_Requirements_
Find all the lines with "index" and gather them.
— Start Data lines —
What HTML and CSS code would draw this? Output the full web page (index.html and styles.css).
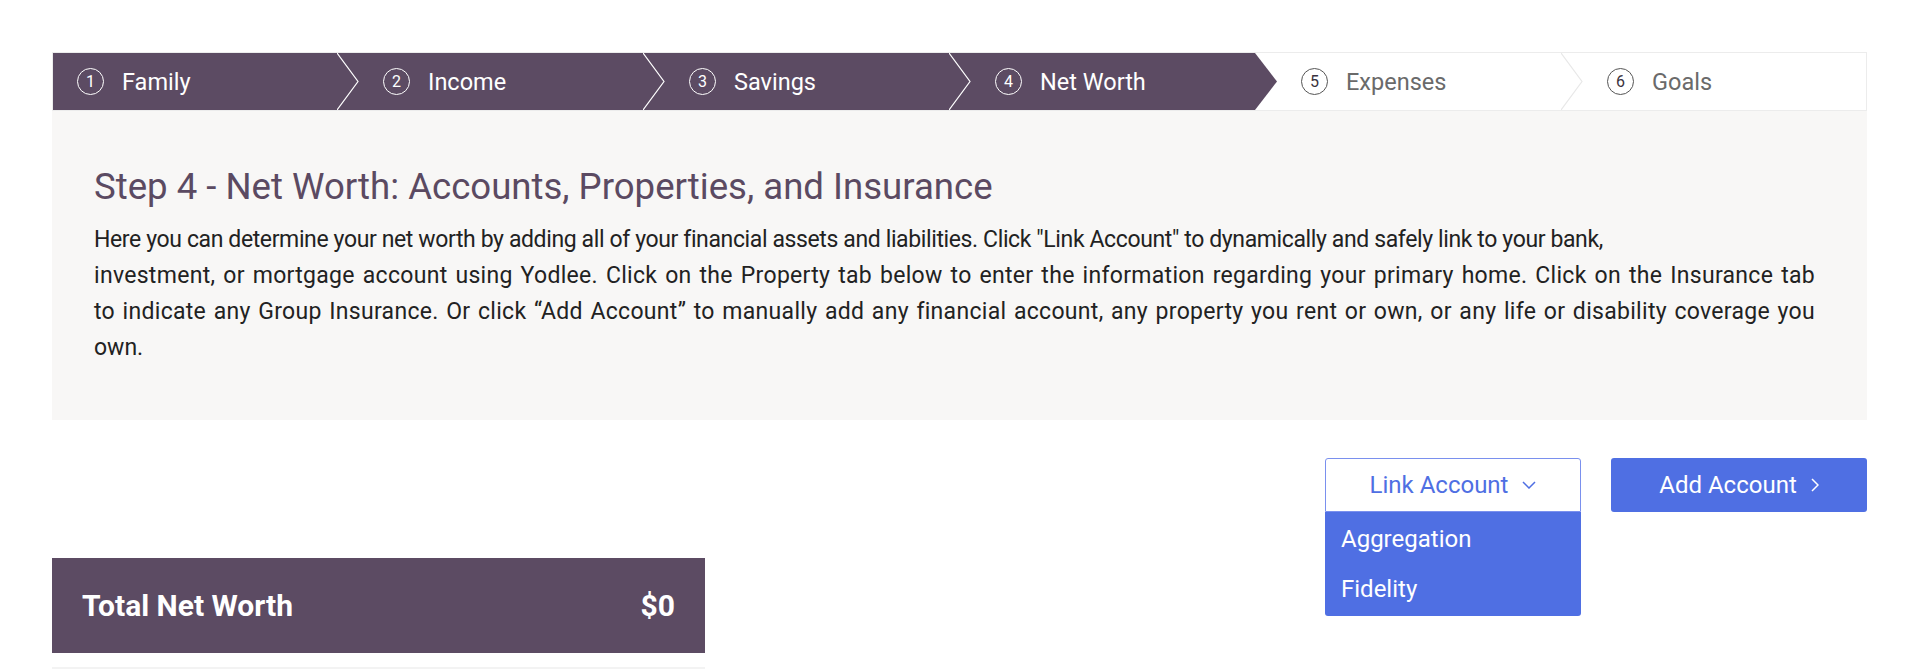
FILE: index.html
```html
<!DOCTYPE html>
<html lang="en">
  <head>
    <meta charset="UTF-8" />
    <meta name="viewport" content="width=device-width, initial-scale=1.0" />
    <title>Net Worth</title>
    <link rel="stylesheet" href="styles.css">
  </head>
  <body>
    <div class="page">
      <ol class="steps">
        <li class="step done">
          <span class="num">1</span><span class="label">Family</span>
          <svg class="sep" viewBox="0 0 22 58" preserveAspectRatio="none"><polyline points="0,0 21,29 0,58" /></svg>
        </li>
        <li class="step done">
          <span class="num">2</span><span class="label">Income</span>
          <svg class="sep" viewBox="0 0 22 58" preserveAspectRatio="none"><polyline points="0,0 21,29 0,58" /></svg>
        </li>
        <li class="step done">
          <span class="num">3</span><span class="label">Savings</span>
          <svg class="sep" viewBox="0 0 22 58" preserveAspectRatio="none"><polyline points="0,0 21,29 0,58" /></svg>
        </li>
        <li class="step current">
          <span class="num">4</span><span class="label">Net Worth</span>
        </li>
        <li class="step">
          <span class="num">5</span><span class="label">Expenses</span>
          <svg class="sep light" viewBox="0 0 22 58" preserveAspectRatio="none"><polyline points="0,0 21,29 0,58" /></svg>
        </li>
        <li class="step last">
          <span class="num">6</span><span class="label">Goals</span>
        </li>
      </ol>

      <section class="intro">
        <h1>Step 4 - Net Worth: Accounts, Properties, and Insurance</h1>
        <p>
          <span class="line first">Here you can determine your net worth by adding all of your financial assets and liabilities. Click "Link Account" to dynamically and safely link to your bank,</span>
          <span class="line full">investment, or mortgage account using Yodlee. Click on the Property tab below to enter the information regarding your primary home. Click on the Insurance tab</span>
          <span class="line full">to indicate any Group Insurance. Or click “Add Account” to manually add any financial account, any property you rent or own, or any life or disability coverage you</span>
          <span class="line">own.</span>
        </p>
      </section>

      <div class="actions">
        <div class="link-wrap">
          <button class="btn btn-outline" type="button">
            Link Account
            <svg class="chev-down" viewBox="0 0 14 8"><polyline points="1,1 7,7 13,1" /></svg>
          </button>
          <ul class="menu">
            <li>Aggregation</li>
            <li>Fidelity</li>
          </ul>
        </div>
        <button class="btn btn-solid" type="button">
          Add Account
          <svg class="chev-right" viewBox="0 0 8 14"><polyline points="1,1 7,7 1,13" /></svg>
        </button>
      </div>

      <div class="total">
        <span>Total Net Worth</span>
        <span>$0</span>
      </div>
      <div class="total-list"></div>
    </div>
  </body>
</html>
```

FILE: styles.css
```css
body {
  margin: 0;
  font-family: Roboto, "Liberation Sans", sans-serif;
  color: #222;
  background: #fff;
}
.page {
  padding: 52px 53px 0 52px;
}

/* steps bar */
.steps {
  display: flex;
  margin: 0;
  padding: 0;
  list-style: none;
  border: 1px solid #ececec;
  background: #fff;
}
.step {
  flex: 0 0 306px;
  height: 57px;
  display: flex;
  align-items: center;
  padding-left: 24px;
  box-sizing: border-box;
  color: #6a6a6a;
  font-size: 23.5px;
}
.step.last {
  flex: 1;
}
.step.done,
.step.current {
  background: #5c4b63;
  color: #fff;
}
.step.current {
  clip-path: polygon(0 0, calc(100% - 22px) 0, 100% 50%, calc(100% - 22px) 100%, 0 100%);
}
.num {
  width: 25px;
  height: 25px;
  border: 1px solid currentColor;
  border-radius: 50%;
  display: flex;
  align-items: center;
  justify-content: center;
  font-size: 16px;
  flex: none;
}
.step:not(.done):not(.current) .num {
  color: #3a3340;
  border-color: #555;
}
.label {
  margin-left: 18px;
}
.sep {
  margin-left: auto;
  width: 22px;
  height: 100%;
  flex: none;
}
.sep polyline {
  fill: none;
  stroke: #fff;
  stroke-width: 1.2;
}
.sep.light polyline {
  stroke: #e8e8e8;
}

/* intro panel */
.intro {
  background: #f8f7f6;
  padding: 56px 52px 54px 42px;
}
.intro h1 {
  margin: 0 0 15px 0;
  font-size: 36.6px;
  line-height: 40px;
  font-weight: 400;
  color: #5b4a62;
}
.intro p {
  margin: 0;
  font-size: 23px;
  line-height: 36px;
  color: #222;
}
.intro .line {
  display: block;
  white-space: nowrap;
}
.intro .line.first {
  letter-spacing: -0.38px;
}
.intro .line.full {
  letter-spacing: 0.3px;
  text-align: justify;
  text-align-last: justify;
}

/* buttons */
.actions {
  display: flex;
  justify-content: flex-end;
  gap: 30px;
  margin-top: 38px;
}
.link-wrap {
  position: relative;
}
.btn {
  width: 256px;
  height: 54px;
  border-radius: 3px;
  font-family: inherit;
  font-size: 24px;
  display: flex;
  align-items: center;
  justify-content: center;
  gap: 14px;
  cursor: pointer;
}
.btn-outline {
  background: #fff;
  color: #4f6fe3;
  border: 1px solid #7a90ee;
  border-radius: 3px 3px 0 0;
}
.btn-solid {
  background: #4f6fe3;
  color: #fff;
  border: none;
}
.chev-down {
  width: 14px;
  height: 8px;
}
.chev-right {
  width: 8px;
  height: 14px;
}
.btn svg polyline {
  fill: none;
  stroke: currentColor;
  stroke-width: 1.5;
}
.menu {
  position: absolute;
  top: 100%;
  left: 0;
  right: 0;
  margin: 0;
  padding: 2px 0;
  list-style: none;
  background: #4f6fe3;
  border-radius: 0 0 3px 3px;
  color: #fff;
  font-size: 24px;
}
.menu li {
  height: 50px;
  line-height: 50px;
  padding-left: 16px;
}

/* total */
.total {
  margin-top: 46px;
  width: 653px;
  height: 95px;
  box-sizing: border-box;
  padding: 0 30px;
  background: #5c4b63;
  color: #fff;
  display: flex;
  align-items: center;
  justify-content: space-between;
  font-size: 30px;
  font-weight: 700;
}
.total-list {
  margin-top: 14px;
  width: 653px;
  height: 2px;
  background: #f3f3f3;
}
```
— End Data lines —
_Result for this task_
What HTML and CSS code would draw this? Output the full web page (index.html and styles.css).
FILE: index.html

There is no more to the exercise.